Where a line contains the string "index", copy that line.
╭──
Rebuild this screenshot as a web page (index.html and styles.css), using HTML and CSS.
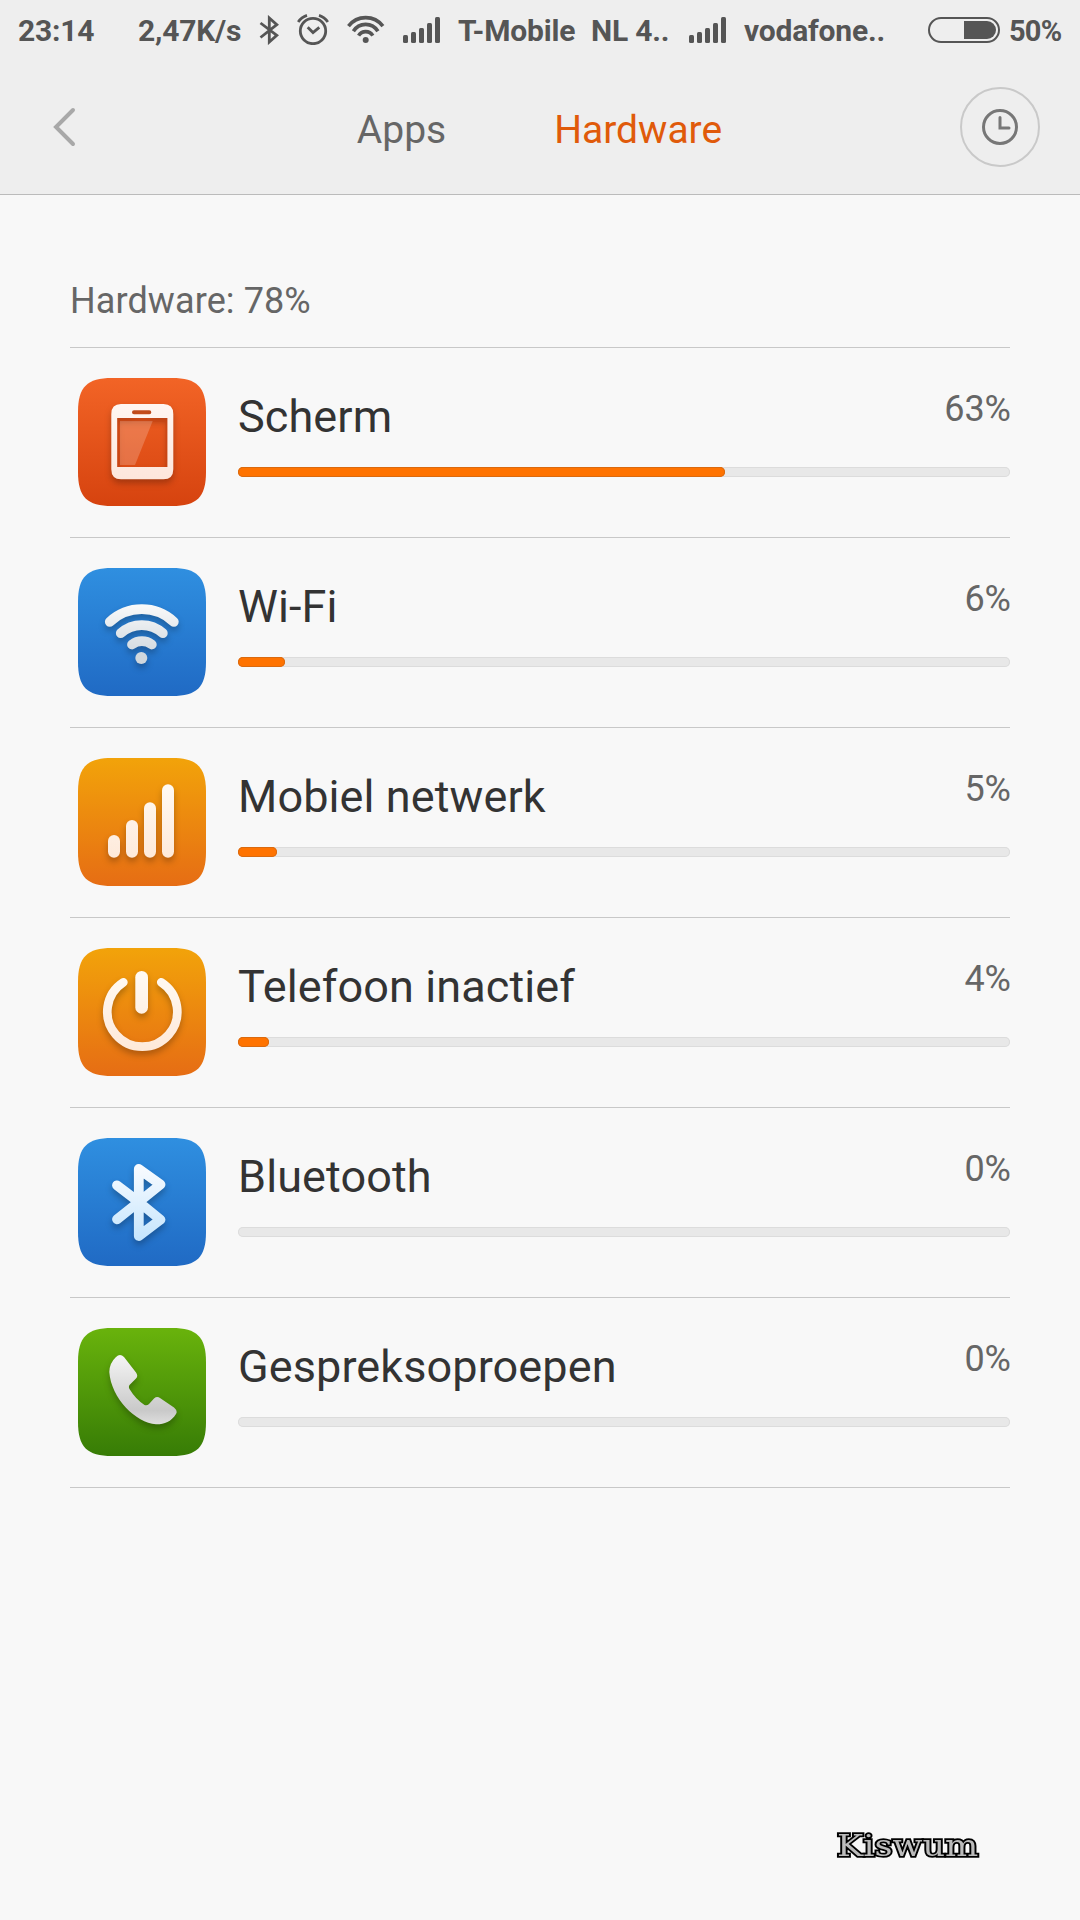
FILE: index.html
```html
<!DOCTYPE html>
<html lang="nl">
<head>
    <meta charset="UTF-8">
    <meta name="viewport" content="width=device-width, initial-scale=1.0">
    <title>Hardware</title>
    <link rel="stylesheet" href="styles.css">
</head>
<body>
    <svg class="defs" width="0" height="0">
        <defs>
            <path id="tile" d="M0 34C0 9 9 0 34 0H94C119 0 128 9 128 34V94C128 119 119 128 94 128H34C9 128 0 119 0 94Z"/>
            <g id="signal">
                <rect x="0" y="18" width="5" height="8" rx="1.5"/>
                <rect x="8" y="15" width="5" height="11" rx="1.5"/>
                <rect x="16" y="11" width="5" height="15" rx="1.5"/>
                <rect x="24" y="6" width="5" height="20" rx="1.5"/>
                <rect x="32" y="0" width="5" height="26" rx="1.5"/>
            </g>
            <linearGradient id="red" x2="0" y2="1"><stop offset="0" stop-color="#f26426"/><stop offset="1" stop-color="#d6430f"/></linearGradient>
            <linearGradient id="blue" x2="0" y2="1"><stop offset="0" stop-color="#2f8fe0"/><stop offset="1" stop-color="#206ac4"/></linearGradient>
            <linearGradient id="orange" x2="0" y2="1"><stop offset="0" stop-color="#f2a30a"/><stop offset="1" stop-color="#e66d14"/></linearGradient>
            <linearGradient id="green" x2="0" y2="1"><stop offset="0" stop-color="#69b30c"/><stop offset="1" stop-color="#377c06"/></linearGradient>
            <linearGradient id="cream" gradientUnits="userSpaceOnUse" x1="0" y1="25" x2="0" y2="102"><stop offset="0" stop-color="#fffaf3"/><stop offset="1" stop-color="#fee9d9"/></linearGradient>
            <linearGradient id="rose" x2="0" y2="1"><stop offset="0" stop-color="#fff6f1"/><stop offset="1" stop-color="#fde6dc"/></linearGradient>
            <linearGradient id="silver" gradientUnits="userSpaceOnUse" x1="0" y1="36" x2="0" y2="96"><stop offset="0" stop-color="#fafafa"/><stop offset="1" stop-color="#c9d2da"/></linearGradient>
            <linearGradient id="ice" gradientUnits="userSpaceOnUse" x1="0" y1="26" x2="0" y2="102"><stop offset="0" stop-color="#fafcff"/><stop offset="1" stop-color="#c5e5fd"/></linearGradient>
            <linearGradient id="grey" x2="0" y2="1"><stop offset="0" stop-color="#f5f5f5"/><stop offset=".8" stop-color="#c9c9c9"/><stop offset="1" stop-color="#dedede"/></linearGradient>
        </defs>
    </svg>

    <div class="header">
        <div class="status">
            <span>23:14</span>
            <span>2,47K/s</span>
            <svg class="line" width="20" height="30"><path d="M1.5 8L17.8 20.4L10.3 27V3L17.8 9.6L1.5 22.5"/></svg>
            <svg class="line alarm" width="32" height="32">
                <circle cx="16" cy="18" r="12.7"/>
                <path d="M10.7 14.3L16 19.5L22.3 14.3M1.2 9Q4.5 4 10 2.3M30.8 9Q27.5 4 22 2.3"/>
            </svg>
            <svg class="line wifi" width="40" height="30">
                <path d="M2.5 11.2A21.6 21.6 0 0 1 36.9 11.2M7.4 16.3A14.3 14.3 0 0 1 31.9 16.3M12.6 20.6A8.3 8.3 0 0 1 26.8 20.6"/>
                <circle class="dot" cx="19.7" cy="25" r="3"/>
            </svg>
            <svg width="37" height="26"><use href="#signal"/></svg>
            <span>T-Mobile</span>
            <span>NL 4..</span>
            <svg width="37" height="26"><use href="#signal"/></svg>
            <span>vodafone..</span>
            <svg width="72" height="26">
                <rect class="shell" x="1" y="1" width="70" height="24" rx="12"/>
                <path d="M36 4H59A9 9 0 0 1 59 22H36Z"/>
            </svg>
            <span class="charge">50%</span>
        </div>
        <div class="nav">
            <svg class="back" width="24" height="40"><path d="M21 3L4 20L21 37"/></svg>
            <div class="tabs">
                <span class="tab">Apps</span>
                <span class="tab active">Hardware</span>
            </div>
            <div class="history">
                <svg width="36" height="36"><circle cx="18" cy="18" r="16.5"/><path d="M18 8.5V19H27"/></svg>
            </div>
        </div>
    </div>

    <div class="content">
        <div class="summary">Hardware: 78%</div>
        <div class="list">
            <div class="row">
                <svg class="icon" width="128" height="128">
                    <use href="#tile" fill="url(#red)"/>
                    <path class="raised" fill="url(#rose)" fill-rule="evenodd" d="M43 26H85.5Q95.3 26 95.3 36V91.3Q95.3 101.3 85.5 101.3H43Q33.3 101.3 33.3 91.3V36Q33.3 26 43 26ZM39.3 40V89H89.3V40ZM56 32.2A2 2 0 0 0 56 36.2H71.3A2 2 0 0 0 71.3 32.2Z"/>
                    <path fill="#c94312" fill-opacity=".55" d="M39.3 40H89.3V89H87.5V44H41.5V89H39.3Z"/>
                    <path fill="#fff" fill-opacity=".2" d="M42 43H74.7L57 87H42Z"/>
                </svg>
                <div class="info">
                    <div class="text"><span class="name">Scherm</span><span class="percent">63%</span></div>
                    <div class="bar"><div class="fill" style="width: 63.1%"></div></div>
                </div>
            </div>
            <div class="row">
                <svg class="icon" width="128" height="128">
                    <use href="#tile" fill="url(#blue)"/>
                    <g class="raised" fill="none" stroke="url(#silver)" stroke-width="9.8" stroke-linecap="round">
                        <path d="M31.8 53.8A47 47 0 0 1 95.8 53.8M42.8 65.2A31.2 31.2 0 0 1 84.8 65.2M54 76.5A16 16 0 0 1 73.8 76.5"/>
                        <circle cx="63.3" cy="90" r="6" fill="#d0d7dd" stroke="none"/>
                    </g>
                </svg>
                <div class="info">
                    <div class="text"><span class="name">Wi-Fi</span><span class="percent">6%</span></div>
                    <div class="bar"><div class="fill" style="width: 6.1%"></div></div>
                </div>
            </div>
            <div class="row">
                <svg class="icon" width="128" height="128">
                    <use href="#tile" fill="url(#orange)"/>
                    <g class="raised" fill="url(#cream)">
                        <rect x="30" y="77" width="12" height="22.7" rx="6"/>
                        <rect x="48" y="62" width="12" height="37.7" rx="6"/>
                        <rect x="66" y="44.3" width="12" height="55.4" rx="6"/>
                        <rect x="84" y="26.3" width="12" height="73.4" rx="6"/>
                    </g>
                </svg>
                <div class="info">
                    <div class="text"><span class="name">Mobiel netwerk</span><span class="percent">5%</span></div>
                    <div class="bar"><div class="fill" style="width: 5.1%"></div></div>
                </div>
            </div>
            <div class="row">
                <svg class="icon" width="128" height="128">
                    <use href="#tile" fill="url(#orange)"/>
                    <g class="raised">
                        <path fill="none" stroke="url(#cream)" stroke-width="8.7" stroke-linecap="round" d="M45.3 34.3A35 35 0 1 0 83.3 34.3"/>
                        <rect fill="url(#cream)" x="57.3" y="23" width="12.7" height="42.7" rx="6.3"/>
                    </g>
                </svg>
                <div class="info">
                    <div class="text"><span class="name">Telefoon inactief</span><span class="percent">4%</span></div>
                    <div class="bar"><div class="fill" style="width: 4%"></div></div>
                </div>
            </div>
            <div class="row">
                <svg class="icon" width="128" height="128">
                    <use href="#tile" fill="url(#blue)"/>
                    <path class="raised" fill="none" stroke="url(#ice)" stroke-width="9.8" stroke-linecap="round" stroke-linejoin="round" d="M39 47.3L60.8 64L82.5 81.7L60.8 98V31L82.5 46.5L60.8 64L39 81.3"/>
                </svg>
                <div class="info">
                    <div class="text"><span class="name">Bluetooth</span><span class="percent">0%</span></div>
                    <div class="bar"></div>
                </div>
            </div>
            <div class="row">
                <svg class="icon" width="128" height="128">
                    <use href="#tile" fill="url(#green)"/>
                    <path class="raised" fill="url(#grey)" d="M38 29Q42 25 46 29L58 44.5Q60.5 48 58 50.5L51.5 57Q50.3 59 51.5 61Q57.5 71 66.5 77Q69 78 71 76L76 70.5Q79 68 82 70L96 79.5Q100 83 98 86C93 94 86 96.5 78 96.3C58 95 33 70 31.3 44Q31.5 35 38 29Z"/>
                </svg>
                <div class="info">
                    <div class="text"><span class="name">Gespreksoproepen</span><span class="percent">0%</span></div>
                    <div class="bar"></div>
                </div>
            </div>
        </div>
    </div>

    <div class="signature">Kiswum</div>
</body>
</html>
```
FILE: styles.css
```css
body {
    margin: 0;
    position: relative;
    height: 1920px;
    overflow: hidden;
    background-color: #f8f8f8;
    color: #666;
    font-family: Roboto, sans-serif;
}
.defs {
    position: absolute;
}
.header {
    background-color: #eee;
    border-bottom: 1px solid #bbb;
}
.status {
    display: grid;
    grid-template-columns: 120px 121px 38px 49px 57px 55px 133px 98px 55px 184px 81px auto;
    align-items: center;
    height: 60px;
    padding-left: 18px;
    color: #555;
    fill: #555;
    font-size: 30px;
    font-weight: bold;
    letter-spacing: -0.2px;
    white-space: nowrap;
}
.status span {
    padding-top: 1px;
}
.status .charge {
    font-size: 29px;
    letter-spacing: -0.8px;
}
.line {
    fill: none;
    stroke: #555;
    stroke-width: 2.8;
}
.alarm {
    margin-top: -2px;
}
.wifi {
    stroke-width: 3.6;
}
.dot {
    fill: #555;
    stroke: none;
}
.shell {
    fill: none;
    stroke: #555;
    stroke-width: 2;
}
.nav {
    display: flex;
    align-items: center;
    justify-content: space-between;
    height: 134px;
    padding: 0 40px 0 52px;
}
.back {
    fill: none;
    stroke: #a8a8a8;
    stroke-width: 4;
    stroke-linecap: round;
}
.tabs {
    display: flex;
    gap: 108px;
    margin-left: 43px;
    padding-top: 5px;
    font-size: 39px;
}
.active {
    color: #e05a0a;
}
.history {
    display: flex;
    align-items: center;
    justify-content: center;
    box-sizing: border-box;
    width: 80px;
    height: 80px;
    border: 2px solid #c9c9c9;
    border-radius: 50%;
}
.history svg {
    fill: none;
    stroke: #777;
    stroke-width: 3;
    stroke-linecap: round;
}
.content {
    padding: 80px 70px 0;
}
.summary {
    margin-bottom: 20px;
    font-size: 36px;
    line-height: 52px;
    letter-spacing: 0.1px;
}
.list {
    border-bottom: 1px solid #c8c8c8;
}
.row {
    display: flex;
    gap: 32px;
    padding: 30px 0 31px 8px;
    border-top: 1px solid #c8c8c8;
}
.icon {
    flex: none;
}
.raised {
    filter: drop-shadow(0 4px 3px rgba(0, 0, 0, 0.25));
}
.info {
    flex: 1;
}
.text {
    display: flex;
    justify-content: space-between;
    height: 77px;
    margin-bottom: 12px;
}
.name {
    color: #333;
    font-size: 45px;
    line-height: 77px;
    letter-spacing: 0.1px;
}
.percent {
    margin-right: -1px;
    font-size: 36px;
    line-height: 62px;
}
.bar {
    height: 10px;
    border-radius: 5px;
    background-color: #e8e8e8;
    box-shadow: inset 0 0 0 1px #dcdcdc;
}
.fill {
    height: 10px;
    border-radius: 5px;
    background-color: #ff7300;
    box-shadow: inset 0 0 0 1px #d96a10;
}
.signature {
    position: absolute;
    left: 837px;
    top: 1828px;
    color: #bbb;
    font-family: "DejaVu Serif", serif;
    font-size: 30px;
    line-height: 36px;
    transform: scaleX(1.17);
    transform-origin: left;
    -webkit-text-stroke: 3.4px #000;
    paint-order: stroke fill;
}
```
╰──
COMPLETED TASK »
Rebuild this screenshot as a web page (index.html and styles.css), using HTML and CSS.
FILE: index.html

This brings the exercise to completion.